で、具体的に、株式の名義書き換えを一手にやっているわけで各会社の株主名簿を管理していて、書面投票の集計なんかもしているわけだから、株主の中でどういう人が書面投票するのか、とか、株主の住所の分析から実際に総会に出席する人はどの程度の距離の範囲のひとなのか、とか年齢、性別といった分析はできるはずです。また、一人の株主がA社とB社の2社の株主であるときに、どっちの総会に行くか、とか、この会社の株主である人は、別のこの会社の株主でもあることが多いとか。こんなの不要だという人も、いるかもしれませんが、そういう分析ができるはずなのに、と思います。実際、株主分析サービスのようなこともやっていますが、こんなことはやってくれません。

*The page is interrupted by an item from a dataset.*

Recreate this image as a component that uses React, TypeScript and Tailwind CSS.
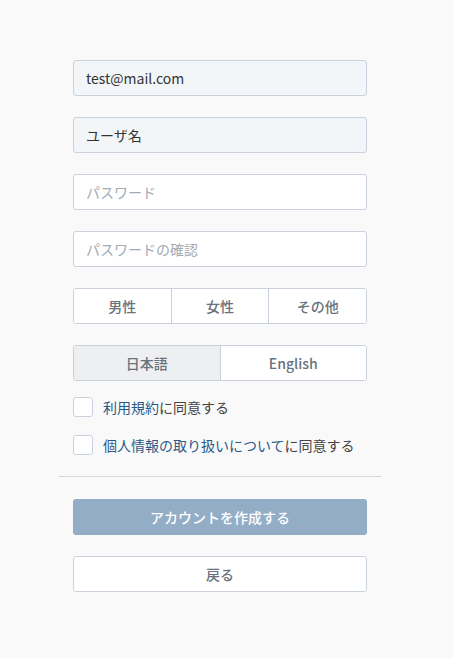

また、実際に契約している企業の総会リハーサルに参加してアドバイスしたり、本番の総会でも手助けすることもある立場にいるので、各会社の総会のシナリオがどのように作られているかを身を以て知っているはずです。それを、分析して、全体の傾向とか、課題点を抽出するとかいうことができるはずなのにやってくれない。もったいないと思います。
とくに、最近、開かれた総会とか株主とのコミュニケーションの場とか言って、IRの観点から株主総会を捉えようという風潮もあって、信託銀行もIR支援業務を始めているようです。で、ここで、何回も書いていますが、IR担当者として、私が、例えば決算説明会で最も頭を悩ますのが、どのようなストーリーで語っていこうか、ということです。IRの観点で株主総会を、という場合にも、もし本質的にそういうことを考えるのなら、株主に会社のこと、当期の業績や将来の事業方針を理解してもらうため、このような切り口で語ろうとか、そういう語りを有効にするためには、このように総会を運営しようというような基本的な筋を考えるはずです。それが総会のシナリオに現れてくるはずです。そして、株懇や「商事法務」はそのシナリオに触れることはできないのです。なぜなら、それは出席した人か関係者しか分らないのですから。しかし、信託銀行は、それを分る立場にいる。そこで、シナリオ作成について、アドバイスすることもできれば、各社のシナリオの作り方を分析することもできる。実際に、私も担当者として、他の会社では、どのようにストーリーを考えてつくっているのかは大変知りたく思っています。というのも、株主総会には決議という最終目標があります。単に株主さんに理解してもらうだけでなく、納得して配当金だの、取締役の選任だのを認めてもらわなくてはならないのです。その点がIR説明会と大きく違うのです。単に、社長が株主の質問に丁寧に回答しただけでは済まされないのです。それを踏まえて、全体としてのストーリーをどのようにつくっているのか、それをしりたい。そして、そういうアドバイスをできるのは信託銀行だけなのです。それを武器にできと思うのに、なぜしようとしないのか、私には怠けているとしか思えないのですが。
先日、説明してくれた、担当者にそのことをチラって話したら、戸惑った顔をしていました。
IRと株主総会については、また、別の機会で考えてみたいと思います。